You do a boot camp, you study, you take a test, you’re certified and recertified over three years. So it’s fairly standard within the industry. I will tell you this: Sometimes people look at project managers as folks who take minutes and set up meetings. I wholeheartedly disagree. To me, project management is about leadership of people. It’s about setting a culture that’s going to work for the type of work that you do. It’s a strategy setting a path forward that’s going to allow us to solve a problem when the answer is completely unknown. I’ve been blessed with some really great opportunities within the company to tackle some very tough challenges, some of which were in the modernization of the home mortgage business model, some customer facing technologies that were really important to the company. I’ve also done a lot of work within the company in the last seven years in the diversity and inclusion space and with what are called our team member networks. Leaders and folks were able to see how I’ve taken that skill set and put it to use in that diversity and inclusion space, and then also how to put it to use in community engagement spaces. And I think there was the feeling that it could be useful in this role. There’s a lot of different events that happen. There’s a lot of different partners to work with. There’s a lot of different initiatives that need to get off the ground, all of which project management speaks to.
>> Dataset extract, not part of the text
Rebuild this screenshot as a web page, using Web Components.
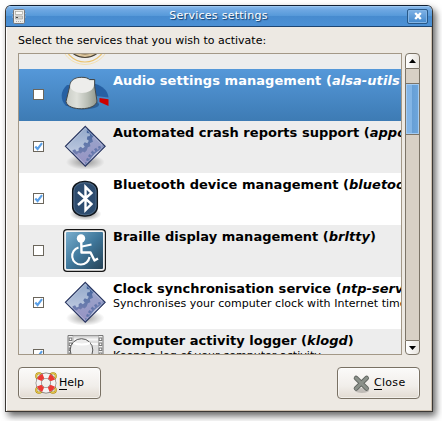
<!DOCTYPE html>
<html lang="en"><head><meta charset="utf-8"><title>Services settings</title>
<style>
html,body{margin:0;background:#fff;height:421px;overflow:hidden}
body{font:11px/14px "DejaVu Sans",sans-serif;color:#000;padding:5px 0 0 5px;box-sizing:border-box}
</style></head><body>
<settings-window></settings-window>
<script>
const icons = {
clock:`<g fill="none"><circle cx="24" cy="21" r="24.5" stroke="#f3dfb0" stroke-width="1"/><circle cx="24" cy="22" r="21" stroke="#ecc36c" stroke-width="1.2"/><circle cx="24" cy="19" r="19.5" fill="#d9c39b" stroke="#4a4336" stroke-width="1.2"/><circle cx="24" cy="18" r="17" fill="#f1eee4" stroke="#6b5a3c"/></g><circle cx="24" cy="32" r="1.4" fill="#444"/><circle cx="16" cy="30" r=".8" fill="#555"/><circle cx="32" cy="30" r=".8" fill="#555"/>`,
knob:`<defs><linearGradient id="k" x1="0" x2="1"><stop offset="0" stop-color="#c9ccc5"/><stop offset=".35" stop-color="#dfe1db"/><stop offset=".7" stop-color="#b9beb5"/><stop offset="1" stop-color="#8f968c"/></linearGradient></defs>
<path d="M5 35C-1 29 -1 20 6 14L12 14 12 35z" fill="#2660a3"/><path d="M33 12.500C42 15 47 20 47.500 26.500L35 25z" fill="#2660a3"/>
<ellipse cx="22" cy="33.500" rx="16" ry="5" fill="#163c6c" opacity=".5"/>
<path d="M38.500 27L47.500 28.200V35L38.500 31z" fill="#c00"/>
<path d="M9 14C9.500 9 14 6.500 20.500 6.300C24 6.200 27 7 28.500 8.500L33.700 8.500V15.500L36 30C35 40 6.500 40.500 5 30.500z" fill="url(#k)" stroke="#43484a"/>
<path d="M9.300 14.500C10 9.500 14.500 7 20.500 7C24 7 26.500 7.500 28.500 9.200L33 9.200V14C32 25 9 24 9.300 14.500z" fill="#ededeb"/>`,
gears:`<defs><linearGradient id="g" x1="0" y1="0" x2="0" y2="1"><stop offset=".1" stop-color="#3f609a"/><stop offset=".45" stop-color="#6379ab"/><stop offset="1" stop-color="#8582b6"/></linearGradient><linearGradient id="gl" x1="0" y1="0" x2="0" y2="1"><stop offset="0" stop-color="#8fa6c8"/><stop offset="1" stop-color="#bcc8df"/></linearGradient><linearGradient id="gp" x1="0" y1="0" x2="0" y2="1"><stop offset="0" stop-color="#99a4cb"/><stop offset="1" stop-color="#9791c2"/></linearGradient><clipPath id="c"><path d="M24.500 4.500L44 24 24.500 43.500 5 24z"/></clipPath><radialGradient id="gs"><stop offset="0" stop-opacity=".38"/><stop offset="1" stop-opacity="0"/></radialGradient></defs>
<g transform="translate(-.7 -1.2) scale(1.02)"><ellipse cx="24.500" cy="39.500" rx="19" ry="7.500" fill="url(#gs)"/>
<g clip-path="url(#c)"><path d="M4 4H45V45H4z" fill="url(#g)"/>
<path d="M4 4H26V11L29 11.500V14L26.500 14.500 26 17 28 18.500 26.500 21 24 20 22.500 22 24 24.500 22 26 20 24.500 18 26 18 28.500 16 29 14.500 27 12 28V30H4z" fill="url(#gl)"/>
<path d="M12 32L16 32 18 30 20 31 22 29 24 30 26 28 27 25 29.500 24 29 21 32 19.500 31 16 34 13 46 25 26 46z" fill="url(#gp)"/>
<circle cx="48" cy="46" r="23" fill="none" stroke="#6477ab" stroke-width="2.500" stroke-dasharray="2.500 1.700"/><circle cx="48" cy="46" r="22" fill="#6b7db0"/><circle cx="48" cy="46" r="20.500" fill="#b9bddc"/><circle cx="48" cy="46" r="15" fill="#c8c9e2"/></g><path d="M24.500 4.500L44 24 24.500 43.500 5 24z" fill="none" stroke="#2b3760" stroke-width="1.100"/><path d="M24.500 6.200L42.300 24 24.500 41.800 6.700 24z" fill="none" stroke="#cbd3e5" stroke-opacity=".6" stroke-width=".8"/></g>`,
bluetooth:`<defs><radialGradient id="bs"><stop offset="0" stop-opacity=".55"/><stop offset="1" stop-opacity="0"/></radialGradient></defs><ellipse cx="24.500" cy="39" rx="16" ry="6.500" fill="url(#bs)"/><rect x="11.700" y="6.500" width="24.600" height="34.500" rx="11.500" ry="9" fill="#2d4c6f" stroke="#10161c" stroke-width="1.500"/><rect x="13" y="7.800" width="22" height="32" rx="10" ry="8" fill="none" stroke="#58728d" stroke-width=".8"/><path d="M17 17L30.500 29 24.500 35V12L30.500 18 17 30" fill="none" stroke="#fff" stroke-width="2.400" stroke-linejoin="miter"/>`,
wheelchair:`<defs><linearGradient id="w" x1="0" y1="0" x2="1" y2="1"><stop offset="0" stop-color="#79aece"/><stop offset=".5" stop-color="#3f779b"/><stop offset="1" stop-color="#264357"/></linearGradient></defs><rect x="2" y="2" width="43" height="43" rx="4" fill="#151515"/><rect x="3.200" y="3.200" width="40.600" height="40.600" rx="3" fill="#f3f3f3"/><rect x="5" y="5" width="37" height="37" rx="1" fill="url(#w)"/><circle cx="20" cy="11.500" r="4.200" fill="#fff"/><g fill="none" stroke="#fff"><path d="M20.200 13L20.500 25.500H29.500L33.500 33.500 37 31.500" stroke-width="2.400" stroke-linejoin="round"/><path d="M21 19.500L30.500 17.500" stroke-width="1.800"/><path d="M17.500 20.500A8.700 8.700 0 1 0 28.500 30" stroke-width="2.100"/></g>`,
film:`<path d="M7 4.500H42V47H7z" fill="#efefef" stroke="#777"/><path d="M12 5H37.500V48H12z" fill="#dedede" stroke="#bbb"/><path d="M9.500 6.500V48M39.500 6.500V48" stroke="#777" stroke-width="3.600" stroke-dasharray="3.600 1.400"/><path d="M9.500 7.500V48M39.500 7.500V48" stroke="#fff" stroke-width="1.600" stroke-dasharray="1.600 3.400"/><path d="M13 8.500H37M13 13H37" stroke="#f7f7f7" stroke-width="2"/><circle cx="20.500" cy="19" r="11.300" fill="#ececec" stroke="#555"/><path d="M12.500 12C17 14 25 14 29 12" stroke="#fff" stroke-width="2" fill="none"/>`,
help:`<g fill="none"><g stroke="#b08a10" stroke-width="2"><circle cx="4" cy="4" r="2.800"/><circle cx="18" cy="4" r="2.800"/><circle cx="4" cy="18" r="2.800"/><circle cx="18" cy="18" r="2.800"/></g><g stroke="#f4dc5c" stroke-width=".8"><circle cx="4" cy="4" r="2.800"/><circle cx="18" cy="4" r="2.800"/><circle cx="4" cy="18" r="2.800"/><circle cx="18" cy="18" r="2.800"/></g><circle cx="11" cy="11" r="7.300" stroke="#77706c" stroke-width="6.200"/><circle cx="11" cy="11" r="7.300" stroke="#f3f3f3" stroke-width="5"/><circle cx="11" cy="11" r="7.300" stroke="#ec3a34" stroke-width="5" stroke-dasharray="5.730 5.740" stroke-dashoffset="-2.870"/></g>`,
cross:`<ellipse cx="9" cy="15.500" rx="7" ry="2.500" fill="#000" opacity=".18"/><path d="M3 3L13.700 13.500M13.700 3L3 13.500" stroke="#606560" stroke-width="4.600" stroke-linecap="round"/><path d="M3 3L13.700 13.500M13.700 3L3 13.500" stroke="#8b918a" stroke-width="3" stroke-linecap="round"/>`,
app:`<path d="M0 4.500H14M0 8H14" stroke="#9db7d3"/><rect x="1.500" y=".5" width="11" height="14" rx="1.200" fill="#ececea" stroke="#77777a"/><rect x="3.500" y="2.500" width="7" height="3" fill="#fafafa" stroke="#a5a5a0" stroke-width=".7"/><path d="M3.500 7H10.500V10H3.500z" fill="#d5d5d1" stroke="#999" stroke-width=".6"/><path d="M4 8.500H6" stroke="#444" stroke-width="1.200"/><path d="M4 12.500H10.500" stroke="#aaa" stroke-dasharray="1 1"/>`
};
const define = (name, render) => customElements.define(name, class extends HTMLElement {
  connectedCallback(){ if(!this.shadowRoot) this.attachShadow({mode:'open'}).innerHTML = render(this); }
});

define('app-icon', el => { const s=+el.getAttribute('size');
  return `<style>:host{display:block;flex:none;width:${s}px;height:${s}px}svg{display:block;overflow:visible}</style><svg width="${s}" height="${s}" viewBox="0 0 ${s} ${s}">${icons[el.getAttribute('name')]}</svg>`; });

define('check-box', el => `<style>:host{display:block;flex:none;box-sizing:border-box;width:11px;height:11px;border:1px solid #6b665c;background:#fff}svg{display:block}</style><svg width="9" height="9">${el.hasAttribute('checked')?'<path d="M1.300 4.500L3.600 7L8 1.200" fill="none" stroke="#5a9fe6" stroke-width="2.100"/>':''}</svg>`);

define('service-row', () => `<style>
:host{display:flex;flex:none;height:52px;align-items:center;padding-left:14px;box-sizing:border-box;background:#fff;white-space:nowrap}
:host([odd]){background:#ededed}
:host([selected]){background:linear-gradient(#5598d9,#3d7bb4);color:#fff}
slot[name=check]::slotted(*){margin:0 17px 1px 0}
div{align-self:flex-start;margin-left:4px;padding-top:4px}
.t{display:block;font-weight:bold;font-size:13px;line-height:15px;height:16px;letter-spacing:var(--title-ls,.02px)}
.d{display:block;font-size:11px;line-height:14px;letter-spacing:.04px}
</style><slot name="check"></slot><slot name="icon"></slot><div><span class="t"><slot></slot></span><span class="d"><slot name="note"></slot></span></div>`);

define('service-list', () => `<style>
:host{display:flex;flex-direction:column;justify-content:flex-start;box-sizing:border-box;width:384px;height:302px;border:1px solid #a39887;overflow:hidden;background:#fff}
.in{display:flex;flex-direction:column;margin-top:-37px}
</style><div class="in"><slot></slot></div>`);

define('scroll-bar', () => `<style>
:host{display:flex;flex-direction:column;width:15px;height:302px;box-sizing:border-box}
.b{height:16px;flex:none;box-sizing:border-box;border:1px solid #7c7467;background:linear-gradient(90deg,#fff,#e8e4de);display:flex;align-items:center;justify-content:center}
.u{border-radius:4px 4px 0 0}.d{border-radius:0 0 4px 4px;height:15px}
.tr{flex:1;border:solid #7c7467;border-width:0 1px;background:#d8d0c5;padding-top:14px}
.th{height:52px;margin:0;box-sizing:border-box;border:solid #7c7467;border-width:1px 0;background:linear-gradient(90deg,#83b5e6 45%,#679fd6 48%,#6ea6dc);box-shadow:inset 0 0 0 1px #a4cbf2}
svg{display:block}
</style><div class="b u"><svg width="7" height="4"><path d="M0 4L3.500 0 7 4z"/></svg></div><div class="tr"><div class="th"></div></div><div class="b d"><svg width="7" height="4"><path d="M0 0L3.500 4 7 0z"/></svg></div>`);

define('push-button', () => `<style>
:host{display:flex;box-sizing:border-box;width:83px;height:32px;border:1px solid #797164;border-radius:4px;background:linear-gradient(#fbfaf9,#f1eeea 60%,#e2dbd2);box-shadow:inset 0 0 0 1px #fff8;align-items:center;padding-left:var(--pad,16px);gap:var(--gap,2px)}
</style><slot></slot>`);

define('title-bar', () => `<style>
:host{display:flex;height:20px;align-items:center;justify-content:space-between;padding:0 4px 0 6px;border-bottom:1px solid #1d4673;background:linear-gradient(#8abaec 0,#6da7e2 20%,#579ada 48%,#478bcf 52%,#4b90d5);color:#fff;box-shadow:inset 0 1px #9bc7f1}
.x{width:21px;height:15px;box-sizing:border-box;border:1px solid #285887;border-radius:2px;display:flex;align-items:center;justify-content:center;background:linear-gradient(#7fb2e6,#4388cc);box-shadow:inset 0 0 0 1px #82b4e5}
.n{text-shadow:1px 1px 1px #123b66;margin-left:3px;letter-spacing:.27px}
svg{display:block}
</style><app-icon name="app" size="15"></app-icon><span class="n"><slot></slot></span><div class="x"><svg width="8" height="8"><path d="M1.200 1L6.800 7M6.800 1L1.200 7" stroke="#fff" stroke-width="2.300"/></svg></div>`);

define('settings-window', () => `<style>
:host{display:block;box-sizing:border-box;width:428px;height:407px;border:1px solid #3b3835;border-top-color:#101f33;border-radius:6px 6px 0 0;background:#ede9e3;box-shadow:3px 4px 7px #0009;overflow:hidden}
.body{padding:7px 12px 0;box-sizing:border-box;box-shadow:inset 1px 0 #fff,inset -1px -1px #cdbfae;height:384px}
.l{height:19px}
.lists{display:flex;gap:3px}
.btns{display:flex;justify-content:space-between;margin-top:12px}
i{font-style:oblique}
u{text-decoration:none;box-shadow:0 1px #000}
</style><title-bar>Services settings</title-bar>
<div class="body"><div class="l">Select the services that you wish to activate:</div>
<div class="lists"><service-list>
<service-row odd><check-box slot="check"></check-box><app-icon slot="icon" name="clock" size="48"></app-icon></service-row>
<service-row selected style="--title-ls:.05px"><check-box slot="check"></check-box><app-icon slot="icon" name="knob" size="48"></app-icon>Audio settings management (<i>alsa-utils</i>)</service-row>
<service-row odd><check-box slot="check" checked></check-box><app-icon slot="icon" name="gears" size="48"></app-icon>Automated crash reports support (<i>apport</i>)</service-row>
<service-row><check-box slot="check" checked></check-box><app-icon slot="icon" name="bluetooth" size="48"></app-icon>Bluetooth device management (<i>bluetooth</i>)</service-row>
<service-row odd><check-box slot="check"></check-box><app-icon slot="icon" name="wheelchair" size="48"></app-icon>Braille display management (<i>brltty</i>)</service-row>
<service-row><check-box slot="check" checked></check-box><app-icon slot="icon" name="gears" size="48"></app-icon>Clock synchronisation service (<i>ntp-server</i>)<span slot="note">Synchronises your computer clock with Internet time servers</span></service-row>
<service-row odd><check-box slot="check" checked></check-box><app-icon slot="icon" name="film" size="48"></app-icon>Computer activity logger (<i>klogd</i>)<span slot="note">Keeps a log of your computer activity.</span></service-row>
</service-list><scroll-bar></scroll-bar></div>
<div class="btns"><push-button><app-icon name="help" size="22"></app-icon><span><u>H</u>elp</span></push-button>
<push-button style="--pad:15px;--gap:4px;letter-spacing:.3px"><app-icon name="cross" size="17"></app-icon><span><u>C</u>lose</span></push-button></div></div>`);
</script></body></html>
Where do you see yourself in five years?
The job move has me thinking differently. Before, I had really great success and opportunities and support in the last several years. And so moving on the executive track is definitely on my mind. But I really want to see what getting into this space and how aligned with my personal passion, just what we can do. So I now think less about how my career’s going to go and more to what are the tangible differences we can make in a community? What are the problems that we can solve? You know, the company’s treated me well. I’ve worked harder than I probably ever would have guessed before, but in this role, it’s about the problems to solve in the community first and foremost, and that’s what I’m most interested in.